You were expecting a Mc. Croissant with frog-legs? No, they toast you a
bagel and slab a piece of back bacon and egg on it! As sacrilegious
as a cheeseburger!?! Well, maybe just a sign of our times that
ignorance is easier to understand. 

 JB>  Can't say I don't play with "Vas is das?" It's mostly
 JB>  German, so I've heard?

 AH>           IIRC it's "Was ist das?"... and yes, that's German.

You likely have it.

 JB>  All four Grand-parents spoke Ukrainian, and knew little
 JB>  English at all. There were times when the only sitter on
 JB>  short call...


 AH>           So your mother spoke perfect English, because she
 AH> had learned it as a second language, while you devoted your
 AH> energies to swearing in Ukrainian?  ;-)
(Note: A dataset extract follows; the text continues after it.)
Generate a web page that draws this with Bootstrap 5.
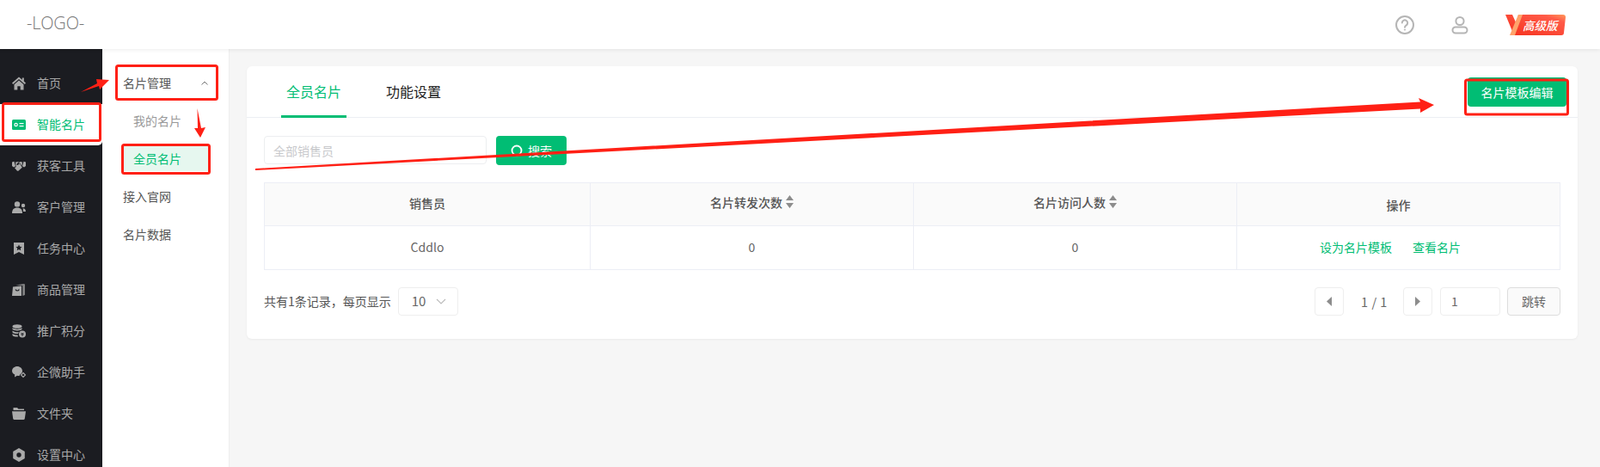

When the conversations turned interesting, everyone started talking
another language. After a while, you pick up the interesting bits, and
get reprimanded for repeating something that only sounded funny in the
context you heard it.

Naturally, when the cousins started learning the language, there was
inevitably one scalawag of a parent who would teach us the real
meaning of the jokes our parents thought we would never catch onto. 

Dad was always one of those scalawags, as long as we didn't ask at too
early an age what he was saying. Mom, claims she doesn't remember much
Ukrainian at all, as she never practises it. Dad, had to do business
with many Slavs, and often converses with others in one dialect or
another. 

 JB>  ... I can also call you a few choice descriptions,
 JB>  after confusing me again with my English. 
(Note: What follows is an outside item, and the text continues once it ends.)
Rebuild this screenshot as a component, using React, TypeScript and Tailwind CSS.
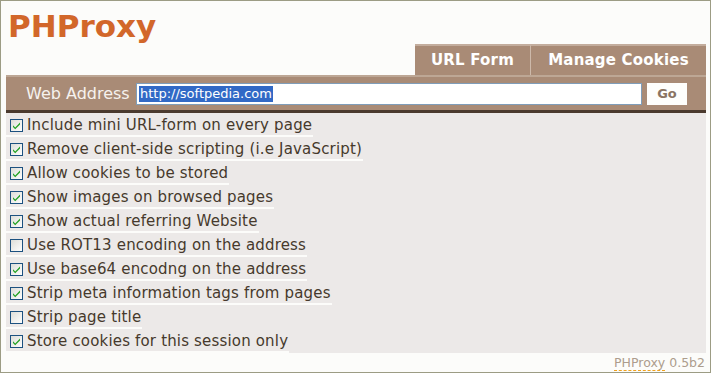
import React from "react";

const options: { label: string; checked: boolean }[] = [
  { label: "Include mini URL-form on every page", checked: true },
  { label: "Remove client-side scripting (i.e JavaScript)", checked: true },
  { label: "Allow cookies to be stored", checked: true },
  { label: "Show images on browsed pages", checked: true },
  { label: "Show actual referring Website", checked: true },
  { label: "Use ROT13 encoding on the address", checked: false },
  { label: "Use base64 encodng on the address", checked: true },
  { label: "Strip meta information tags from pages", checked: true },
  { label: "Strip page title", checked: false },
  { label: "Store cookies for this session only", checked: true },
];

function CheckBox({ checked }: { checked: boolean }) {
  return (
    <svg width="13" height="13" viewBox="0 0 13 13" className="shrink-0">
      <defs>
        <linearGradient id="cbg" x1="0" y1="0" x2="1" y2="1">
          <stop offset="0" stopColor="#dcdcd6" />
          <stop offset="1" stopColor="#ffffff" />
        </linearGradient>
      </defs>
      <rect x="0.5" y="0.5" width="12" height="12" fill="url(#cbg)" stroke="#1c5180" />
      {checked && (
        <path d="M3 6.2 L5.2 8.4 L10 3.6 L10 5.4 L5.2 10.2 L3 8 Z" fill="#21a121" />
      )}
    </svg>
  );
}

export default function App() {
  return (
    <div
      className="w-[711px] h-[373px] border border-[#9c9c84] bg-[#fcfcfa] pl-[5px] pr-[4px] pt-[7px] flex flex-col"
      style={{ fontFamily: '"DejaVu Sans", Verdana, sans-serif' }}
    >
      <div className="h-[36px] leading-[36px] text-[31px] font-bold text-[#d2672a] pl-[2px]">
        PHProxy
      </div>
      <div className="flex justify-end h-[31px]">
        <div className="w-[115px] border-t-2 border-[#c3ad9d] bg-[#a98b76] text-white font-bold text-[15px] leading-[29px] text-center tracking-[0.2px]">
          URL Form
        </div>
        <div className="w-[176px] border-t-2 border-l border-l-[#cdb9aa] border-t-[#c3ad9d] bg-[#a98b76] text-white font-bold text-[15px] leading-[29px] text-center tracking-[0.2px]">
          Manage Cookies
        </div>
      </div>
      <div className="h-[38px] bg-[#a98b76] border-t-2 border-t-[#bda795] border-b-[3px] border-b-[#4b3a2e] flex items-center">
        <span className="ml-[20px] text-[16px] text-[#f6f2ee] w-[110px]">Web Address</span>
        <div className="w-[506px] h-[22px] bg-white border border-[#7f9db9] flex items-center px-[2px]">
          <span className="bg-[#3169c6] text-white text-[13px] leading-[16px] px-[1px]">
            http://softpedia.com
          </span>
        </div>
        <div className="ml-[5px] w-[40px] h-[22px] bg-[#fefefc] flex items-center justify-center text-[13px] font-bold text-[#8a7463]">
          Go
        </div>
      </div>
      <div className="bg-[#ece9e8] flex flex-col">
        {options.map((o) => (
          <div key={o.label} className="h-[24px]">
            <div className="inline-flex items-center h-[24px] pt-[3px] border-b-2 border-[#fcfcfa] pl-[4px] pr-[1px] text-[15px] leading-[19px] tracking-[0.17px] text-[#46392c]">
              <CheckBox checked={o.checked} />
              <span className="ml-[4px] whitespace-nowrap">{o.label}</span>
            </div>
          </div>
        ))}
      </div>
      <div className="flex justify-end pt-[2px] pr-[1px] text-[12.5px] text-[#ad9d8d] leading-[15px]">
        <span className="border-b border-dashed border-[#f2a21c]">PHProxy</span>
        <span>&nbsp;0.5b2</span>
      </div>
    </div>
  );
}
 AH>           I survived umpteen years of teaching junior high school.  I'm
 AH> used to getting flak from the guys in the back row.  And while

Hold on... I resemble that remark. Er... I mean... Guess you have *me*
 pegged! 

 AH> you were in the washroom I figured out where you're having
 AH> many of your difficulties with spelling!  You tend to
 AH> confuse words such as tear/tier & lose/loose because the

"Tier" as in terraced? "Tear" as in ripping fabric, or salty
excretions from ones eye?

"Lose" as in misplaced, and "Loose" as in goose? 
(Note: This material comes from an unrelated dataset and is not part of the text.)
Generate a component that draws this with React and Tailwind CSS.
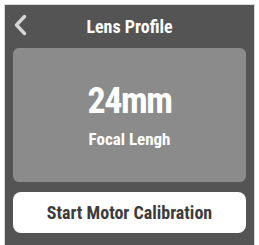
import React from 'react'

const App = () => {
  return (
    <div className="w-[259px] h-[245px] bg-white pt-[4px] px-[4px] overflow-hidden font-['Roboto_Condensed',sans-serif]">
      <div className="h-full bg-[#545454] border border-[#d8d8d8] border-b-0 flex flex-col px-[8px]">
        <div className="h-[43px] flex items-center relative">
          <svg className="absolute left-0 top-[9px]" width="14" height="22" viewBox="0 0 14 22">
            <path d="M11.5 2.5 L3.5 11 L11.5 19.5" fill="none" stroke="#d6d6d6" strokeWidth="3.4" strokeLinecap="round" strokeLinejoin="round" />
          </svg>
          <h1 className="w-full text-center text-white font-bold text-[18px]">Lens Profile</h1>
        </div>
        <div className="h-[134px] bg-[#8b8b8b] rounded-[6px] flex flex-col items-center justify-center">
          <div className="text-white font-bold text-[36px] leading-none tracking-[-1.5px]">24mm</div>
          <div className="text-white font-bold text-[17px] leading-none mt-[12px]">Focal Lengh</div>
        </div>
        <button className="mt-[10px] h-[41px] bg-white rounded-[8px] text-[#3c3c3c] font-bold text-[18px] flex items-center justify-center">
          Start Motor Calibration
        </button>
      </div>
    </div>
  )
}

export default App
No, I don't think I am too far off on my comprehension, but I tend to
type on a reluctant keyboard, and speed through the spell-check, and
proofreading. Just in this packet, I know I have an "it's" when I know
it should be an "its". That's something that the same communications
major taught me about a decade ago, but sometimes my wayward brain
slips on, or I might peck on the "'" but it just doesn't register in
the editor, and I don't have the critical eye to catch it on my
speed-proofreading. /-:

I have been trying to catch myself in those, "I knew that!"
situations. 

 AH> combination of vowels doesn't make sense to you.
 AH> Similarly, you tend to use contractions when possessive
 AH> pronouns are needed... e.g. you're/your, it's/its,
 AH> they're/their.  I see a lot of errors like that in Fidonet
 AH> generally.  As I discovered years ago, when I see the same
 AH> errors repeatedly I begin to doubt my own spelling....  :-/

Oh... Not on my behalf, I hope! (-:

Like I say, I know I know better, but my attempts at pounding these
 messages out, and that one message may have a timely issue that would
 make it less effective if delayed, I tend to lax if I have a "their"
 when I meant to "there"...

Not much of an excuse, I know, but that's my story, and I'm sticking
 to it. 

 JB>  ... If you're not confused, you're not paying attention.


 AH>           Yup.  If you really hadn't a clue, you wouldn't
 AH> think to ask....  :-)


I know I know better, but there's no excuse why I now don't practise
the knowledge. But why isn't college spelt "colledge"? Do they not
attempt to dispense knowledge in a college?


"WAAA... When's recess?" 


... I made a mistake onc, and you just witnessed it.